By dynamic I presume “on the fly”. I saw none of this. If I now want to allow 10 connections I need to restart the proxy thus kicking everyone off. It would be nice if I could change the startup parameters “on the fly” like -capacity 10

More observations:
If you want to try the -metric option, a Maxmind database is needed and you need an account with a valid email. They do 2FA every time you log in with that email so a throw away may not be ideal. You need GeoLite2-Country.mmdb then need to convert this into 2 CSV files using the Python script mmdb-convert.py and nowhere is it stated where this is. It’s here: GitHub - nmathewson/mmdb-convert: simple pure-python tool to parse mmdb files and convert them to the old format Tor uses

Those 2 files live in /usr/share/tor/ and it is not stated anywhere… kinda not really. It’s in broker.go but you really have to fish to get this.
/usr/share/tor/geoip
/usr/share/tor/geoip6

Let me make a correction to the last post.

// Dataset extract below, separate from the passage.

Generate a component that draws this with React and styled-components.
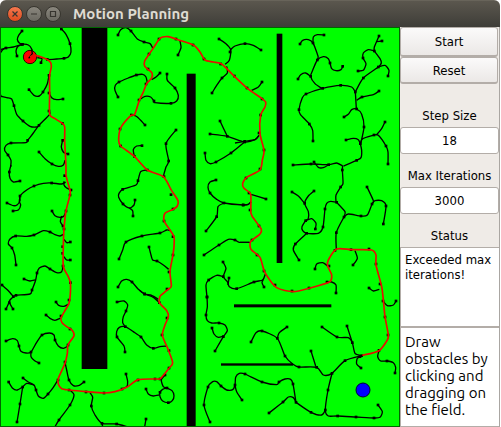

You DO NOT need to use Maxmind.

If you have any version of Tor Browser then you can use the ones supplied with it and check the dates in it to keep it up to date. The current ones are dated June 25, 2025.

OR as I found out, you can simply download any version of the Tor-Expert-Bundle which has the same date.

I mentioned Maxmind because I already use it for something else.